▸ MATERIAL PROVIDED
----

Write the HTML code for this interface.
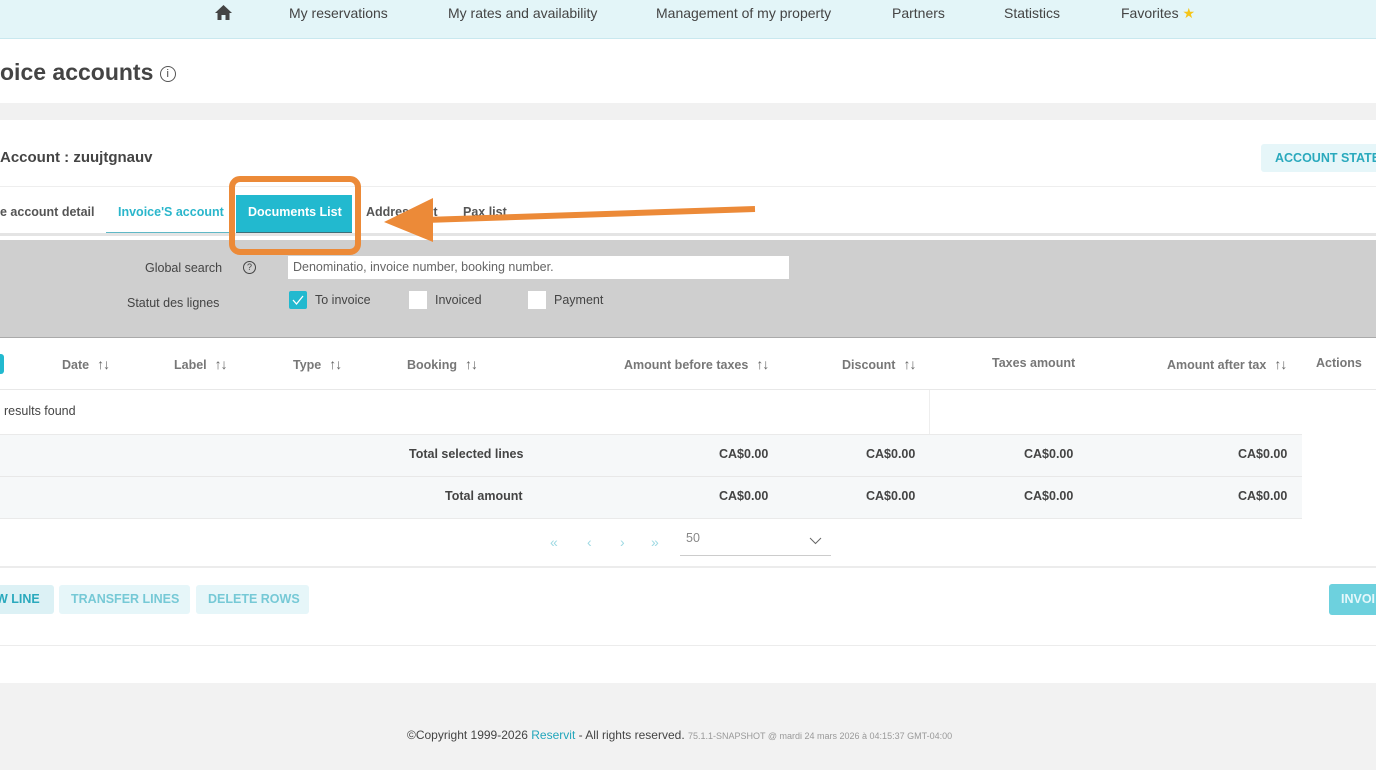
<!DOCTYPE html>
<html><head><meta charset="utf-8"><style>
*{margin:0;padding:0;box-sizing:border-box}
body{width:1376px;height:770px;overflow:hidden;position:relative;font-family:"Liberation Sans",sans-serif;background:#fff;color:#444}
.a{position:absolute;white-space:nowrap}
.nav{font-size:14px;color:#444;top:5px}
.th{font-size:12.5px;font-weight:bold;color:#777;top:356px}
.s{color:#666;font-weight:normal;letter-spacing:-1px;margin-left:8px;font-size:14px}
.tot{font-size:12.5px;font-weight:bold;color:#444}
.btn{position:absolute;white-space:nowrap;top:585px;height:29px;background:#e6f6f9;color:#76c9d6;font-size:12.5px;font-weight:bold;line-height:29px;padding:0 12px;border-radius:3px;overflow:hidden}
.cb{position:absolute;width:18px;height:18px;background:#fff;top:291px}
</style></head><body>
<div class="a" style="left:0;top:0;width:1376px;height:39px;background:#e3f5f8;border-bottom:1px solid #c9e8ef"></div>
<svg class="a" style="left:215px;top:5px" width="17" height="15" viewBox="0 0 17 15"><path d="M8.5 0L0 8h2.5v7h4v-5h4v5h4V8H17z" fill="#444"/></svg>
<div class="a nav" style="left:289px">My reservations</div>
<div class="a nav" style="left:448px">My rates and availability</div>
<div class="a nav" style="left:656px">Management of my property</div>
<div class="a nav" style="left:892px">Partners</div>
<div class="a nav" style="left:1004px">Statistics</div>
<div class="a nav" style="left:1121px">Favorites <span style="color:#f5c518">★</span></div>
<div class="a" style="left:0;top:59px;font-size:23px;font-weight:bold;color:#444">oice accounts <span style="font-weight:normal;border:1.3px solid #555;border-radius:50%;display:inline-block;width:16px;height:16px;line-height:14px;text-align:center;font-size:11px;vertical-align:3px">i</span></div>
<div class="a" style="left:0;top:103px;width:1376px;height:17px;background:#f1f1f1"></div>
<div class="a" style="left:0;top:149px;font-size:15px;font-weight:bold;color:#444">Account : zuujtgnauv</div>
<div class="a" style="left:1261px;top:144px;width:120px;height:28px;background:#e6f6f9;border-radius:3px;color:#2aa9bd;font-size:12.5px;font-weight:bold;line-height:28px;padding-left:14px">ACCOUNT STATE</div>
<div class="a" style="left:0;top:186px;width:1376px;height:1px;background:#eee"></div>
<div class="a" style="left:0;top:205px;font-size:12.5px;font-weight:bold;color:#555">e account detail</div>
<div class="a" style="left:106px;top:191px;width:124px;height:44px;border-bottom:3px solid #5fb8c6"></div>
<div class="a" style="left:118px;top:205px;font-size:12.5px;font-weight:bold;color:#2ab6cb">Invoice'S account</div>
<div class="a" style="left:236px;top:195px;width:116px;height:40px;background:#22b9cf;border-bottom:3px solid #3f6e78"></div>
<div class="a" style="left:248px;top:205px;font-size:12.5px;font-weight:bold;color:#fff">Documents List</div>
<div class="a" style="left:366px;top:205px;font-size:12.5px;font-weight:bold;color:#555">Address list</div>
<div class="a" style="left:463px;top:205px;font-size:12.5px;font-weight:bold;color:#555">Pax list</div>
<div class="a" style="left:0;top:233px;width:1376px;height:3px;background:#e4e4e4"></div>
<div class="a" style="left:0;top:240px;width:1376px;height:98px;background:#cfcfcf;border-bottom:1px solid #aaa"></div>
<div class="a" style="left:145px;top:261px;font-size:12.5px;color:#444">Global search</div>
<div class="a" style="left:243px;top:261px;width:13px;height:13px;border:1.2px solid #444;border-radius:50%;font-size:9px;text-align:center;line-height:11px">?</div>
<div class="a" style="left:288px;top:256px;width:501px;height:23px;background:#fff;font-size:12.5px;color:#666;padding:4px 5px">Denominatio, invoice number, booking number.</div>
<div class="a" style="left:127px;top:296px;font-size:12.5px;color:#444">Statut des lignes</div>
<div class="cb" style="left:289px;background:#22b9cf;border-radius:2px"><svg width="18" height="18"><path d="M4 9l3.5 4L14 5" stroke="#fff" stroke-width="1.3" fill="none"/></svg></div>
<div class="a" style="left:315px;top:293px;font-size:12.5px;color:#444">To invoice</div>
<div class="cb" style="left:409px"></div>
<div class="a" style="left:435px;top:293px;font-size:12.5px;color:#444">Invoiced</div>
<div class="cb" style="left:528px"></div>
<div class="a" style="left:554px;top:293px;font-size:12.5px;color:#444">Payment</div>
<div class="a" style="left:0;top:354px;width:4px;height:20px;background:#22b9cf;border-radius:0 3px 3px 0"></div>
<div class="a th" style="left:62px">Date<span class="s">↑↓</span></div>
<div class="a th" style="left:174px">Label<span class="s">↑↓</span></div>
<div class="a th" style="left:293px">Type<span class="s">↑↓</span></div>
<div class="a th" style="left:407px">Booking<span class="s">↑↓</span></div>
<div class="a th" style="left:624px">Amount before taxes<span class="s">↑↓</span></div>
<div class="a th" style="left:842px">Discount<span class="s">↑↓</span></div>
<div class="a th" style="left:992px">Taxes amount</div>
<div class="a th" style="left:1167px">Amount after tax<span class="s">↑↓</span></div>
<div class="a th" style="left:1316px">Actions</div>
<div class="a" style="left:0;top:389px;width:1376px;height:1px;background:#e8e8e8"></div>
<div class="a" style="left:0;top:390px;width:930px;height:45px;border-right:1px solid #eee"></div>
<div class="a" style="left:4px;top:404px;font-size:12.5px;color:#444">results found</div>
<div class="a" style="left:0;top:434px;width:1302px;height:85px;background:#f6f8f9;border-top:1px solid #eaeaea;border-bottom:1px solid #eaeaea"></div>
<div class="a" style="left:0;top:476px;width:1302px;height:1px;background:#e8e8e8"></div>
<div class="a tot" style="left:409px;top:447px">Total selected lines</div>
<div class="a tot" style="left:445px;top:489px">Total amount</div>
<div class="a tot" style="left:719px;top:447px">CA$0.00</div><div class="a tot" style="left:866px;top:447px">CA$0.00</div><div class="a tot" style="left:1024px;top:447px">CA$0.00</div><div class="a tot" style="left:1238px;top:447px">CA$0.00</div>
<div class="a tot" style="left:719px;top:489px">CA$0.00</div><div class="a tot" style="left:866px;top:489px">CA$0.00</div><div class="a tot" style="left:1024px;top:489px">CA$0.00</div><div class="a tot" style="left:1238px;top:489px">CA$0.00</div>
<div class="a" style="left:550px;top:534px;font-size:14px;color:#9ed9e3">«</div>
<div class="a" style="left:587px;top:534px;font-size:14px;color:#9ed9e3">‹</div>
<div class="a" style="left:620px;top:534px;font-size:14px;color:#9ed9e3">›</div>
<div class="a" style="left:651px;top:534px;font-size:14px;color:#9ed9e3">»</div>
<div class="a" style="left:680px;top:531px;width:151px;height:25px;border-bottom:1px solid #ccc;font-size:12.5px;color:#888;padding-left:6px">50<svg style="position:absolute;right:9px;top:6px" width="13" height="8"><path d="M1 1l5.5 5.5L12 1" stroke="#666" fill="none"/></svg></div>
<div class="a" style="left:0;top:566px;width:1376px;height:2px;background:#ececec"></div>
<div class="btn" style="left:-14px;background:#dcf1f5;color:#2aa9bd;width:68px;padding-left:10px">W LINE</div>
<div class="btn" style="left:59px;width:131px">TRANSFER LINES</div>
<div class="btn" style="left:196px;width:113px">DELETE ROWS</div>
<div class="btn" style="left:1329px;background:#6dd1de;color:#e6f8fb;width:60px;top:584px;height:31px;line-height:31px">INVOI</div>
<div class="a" style="left:0;top:645px;width:1376px;height:1px;background:#ececec"></div>
<div class="a" style="left:0;top:683px;width:1376px;height:87px;background:#f2f2f2"></div>
<div class="a" style="left:407px;top:728px;font-size:12px;color:#444">©Copyright 1999-2026 <span style="color:#22a6bb">Reservit</span> - All rights reserved. <span style="font-size:9px;color:#999">75.1.1-SNAPSHOT @ mardi 24 mars 2026 à 04:15:37 GMT-04:00</span></div>
<svg class="a" style="left:0;top:0" width="1376" height="770">
<rect x="232" y="179" width="126" height="73" rx="8" fill="none" stroke="#ec8a38" stroke-width="6"/>
<line x1="755" y1="209" x2="425" y2="220" stroke="#ec8a38" stroke-width="6"/>
<path d="M384 222L433 198L433 242Z" fill="#ec8a38"/>
</svg>
</body></html>
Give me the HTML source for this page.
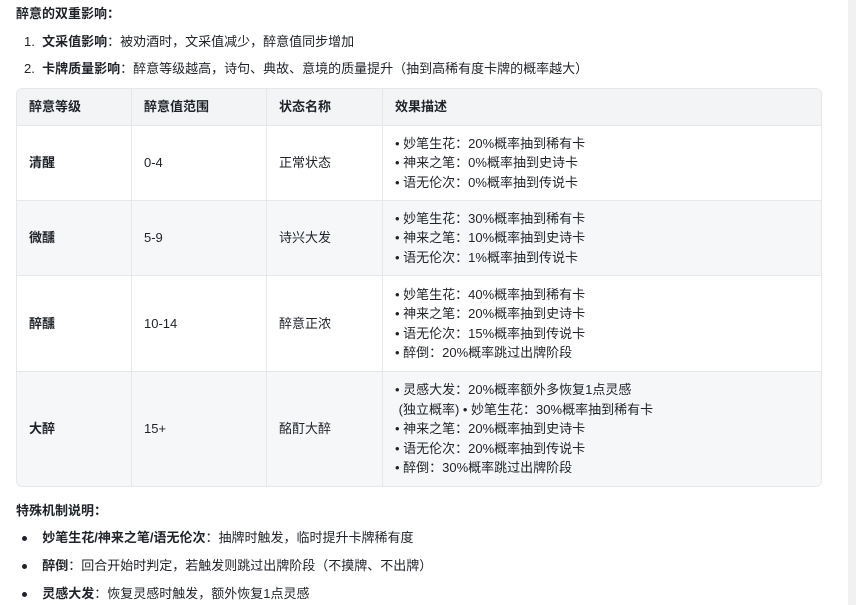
<!DOCTYPE html>
<html><head><meta charset="utf-8"><style>
*{margin:0;padding:0;box-sizing:border-box}
body{width:856px;height:605px;overflow:hidden;background:#fff;font-family:"Liberation Sans","Noto Sans CJK SC",sans-serif;font-size:13px;color:#1f2329;position:relative}
.a{position:absolute;white-space:nowrap}
b{font-weight:700}
.sb{position:absolute;right:0;top:0;width:8px;height:605px;background:#f1f1f1}
table{position:absolute;left:16px;top:88px;width:806px;border-collapse:separate;border-spacing:0;border:1px solid #e5e7eb;border-radius:6px;overflow:hidden}
td,th{border-right:1px solid #e5e7eb;border-bottom:1px solid #e5e7eb;padding:0 12px;text-align:left;vertical-align:middle;line-height:19.5px}
th{height:37px;background:#f3f4f6;font-weight:700}
td:last-child,th:last-child{border-right:none}
tr:last-child td{border-bottom:none}
tr.g td{background:#f6f7f9}
.w1{width:115px}.w2{width:135px}.w3{width:116px}
.dot{display:inline-block;width:4px;height:4px;border-radius:50%;background:#1f2329;vertical-align:middle;margin-right:8px}
</style></head><body>
<div class="a" style="left:16px;top:3px"><b>醉意的双重影响：</b></div>
<div class="a" style="left:24px;top:31px">1.&nbsp; <b>文采值影响</b>：被劝酒时，文采值减少，醉意值同步增加</div>
<div class="a" style="left:24px;top:58px">2.&nbsp; <b>卡牌质量影响</b>：醉意等级越高，诗句、典故、意境的质量提升（抽到高稀有度卡牌的概率越大）</div>
<table>
<tr><th class="w1">醉意等级</th><th class="w2">醉意值范围</th><th class="w3">状态名称</th><th>效果描述</th></tr>
<tr style="height:75px"><td><b>清醒</b></td><td>0-4</td><td>正常状态</td><td>• 妙笔生花：20%概率抽到稀有卡<br>• 神来之笔：0%概率抽到史诗卡<br>• 语无伦次：0%概率抽到传说卡</td></tr>
<tr class="g" style="height:75px"><td><b>微醺</b></td><td>5-9</td><td>诗兴大发</td><td>• 妙笔生花：30%概率抽到稀有卡<br>• 神来之笔：10%概率抽到史诗卡<br>• 语无伦次：1%概率抽到传说卡</td></tr>
<tr style="height:96px"><td><b>醉醺</b></td><td>10-14</td><td>醉意正浓</td><td>• 妙笔生花：40%概率抽到稀有卡<br>• 神来之笔：20%概率抽到史诗卡<br>• 语无伦次：15%概率抽到传说卡<br>• 醉倒：20%概率跳过出牌阶段</td></tr>
<tr class="g" style="height:114px"><td><b>大醉</b></td><td>15+</td><td>酩酊大醉</td><td>• 灵感大发：20%概率额外多恢复1点灵感<br>&nbsp;(独立概率) • 妙笔生花：30%概率抽到稀有卡<br>• 神来之笔：20%概率抽到史诗卡<br>• 语无伦次：20%概率抽到传说卡<br>• 醉倒：30%概率跳过出牌阶段</td></tr>
</table>
<div class="a" style="left:16px;top:500px"><b>特殊机制说明：</b></div>
<div class="a" style="left:22px;top:527px"><span class="dot" style="width:5px;height:5px"></span>&nbsp; <b>妙笔生花/神来之笔/语无伦次</b>：抽牌时触发，临时提升卡牌稀有度</div>
<div class="a" style="left:22px;top:555px"><span class="dot" style="width:5px;height:5px"></span>&nbsp; <b>醉倒</b>：回合开始时判定，若触发则跳过出牌阶段（不摸牌、不出牌）</div>
<div class="a" style="left:22px;top:583px"><span class="dot" style="width:5px;height:5px"></span>&nbsp; <b>灵感大发</b>：恢复灵感时触发，额外恢复1点灵感</div>
<div class="sb"></div>
</body></html>
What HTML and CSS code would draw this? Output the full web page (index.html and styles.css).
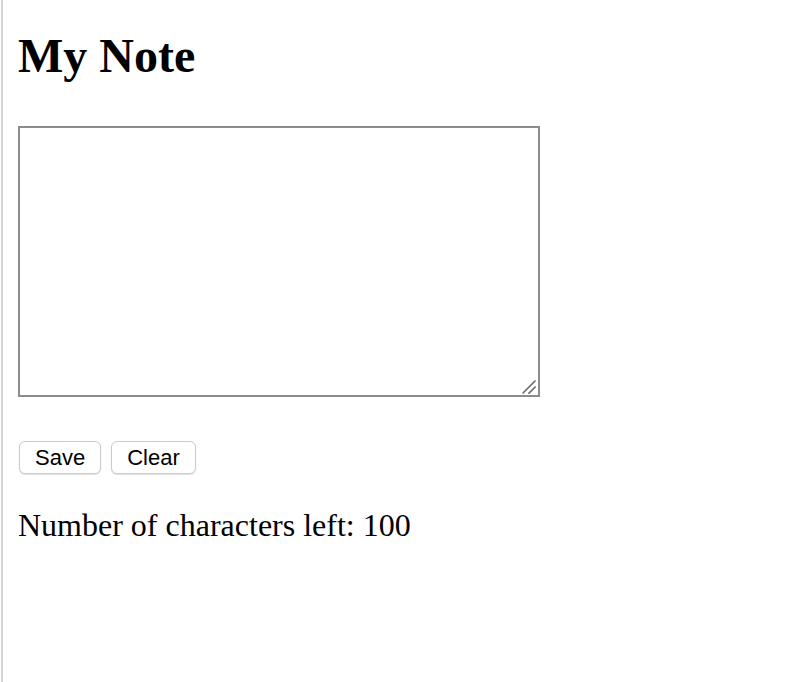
FILE: index.html
```html
<!DOCTYPE html>
<html>
<head>
<meta charset="utf-8">
<title>My Note</title>
<link rel="stylesheet" href="styles.css">
</head>
<body>
<div class="page">
  <h1 class="title">My Note</h1>
  <div class="note-wrap">
    <textarea class="note" maxlength="100"></textarea>
    <svg class="grip" width="14" height="14" viewBox="0 0 14 14" aria-hidden="true">
      <path d="M1 13 L13 1" stroke="#6e6e6e" stroke-width="1.7" stroke-linecap="round"/>
      <path d="M7 13.2 L13.2 7" stroke="#6e6e6e" stroke-width="1.7" stroke-linecap="round"/>
    </svg>
  </div>
  <div class="actions">
    <button class="btn" type="button">Save</button>
    <button class="btn" type="button">Clear</button>
  </div>
  <p class="counter">Number of characters left: 100</p>
</div>
</body>
</html>
```

FILE: styles.css
```css
html, body {
  margin: 0;
  padding: 0;
  background: #fff;
}
body {
  font-family: "Liberation Serif", "Times New Roman", serif;
  color: #000;
}
.page {
  box-sizing: border-box;
  min-height: 682px;
  margin-left: 1px;
  border-left: 2px solid #d4d4d4;
  padding: 29px 16px 0 15px;
}
.title {
  margin: 0;
  font-size: 48px;
  font-weight: bold;
  line-height: 53px;
}
.note-wrap {
  position: relative;
  width: 522px;
  height: 271px;
  margin-top: 44px;
}
.note {
  display: block;
  box-sizing: border-box;
  width: 100%;
  height: 100%;
  margin: 0;
  border: 2px solid #8c8c8c;
  background: #fff;
  padding: 4px;
  font-size: 26px;
  resize: none;
}
.grip {
  position: absolute;
  right: 4px;
  bottom: 3px;
  pointer-events: none;
}
.actions {
  display: flex;
  gap: 10px;
  margin-top: 44px;
  padding-left: 1px;
}
.btn {
  box-sizing: border-box;
  height: 33px;
  padding: 0 15px;
  border: 1px solid #cbcbcb;
  border-radius: 6px;
  background: #fff;
  box-shadow: 0 1px 1px rgba(0, 0, 0, 0.12);
  font-family: "Liberation Sans", Arial, sans-serif;
  font-size: 22px;
  color: #000;
  line-height: 31px;
}
.counter {
  margin: 34px 0 0 0;
  font-size: 32px;
  line-height: 35px;
}
```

----

▸ WRITTEN INSTRUCTION
Scan the entries above. Copy each line that has the string "code".

▸ THE RESPONSE
Write the HTML code for this interface.
What HTML and CSS code would draw this? Output the full web page (index.html and styles.css).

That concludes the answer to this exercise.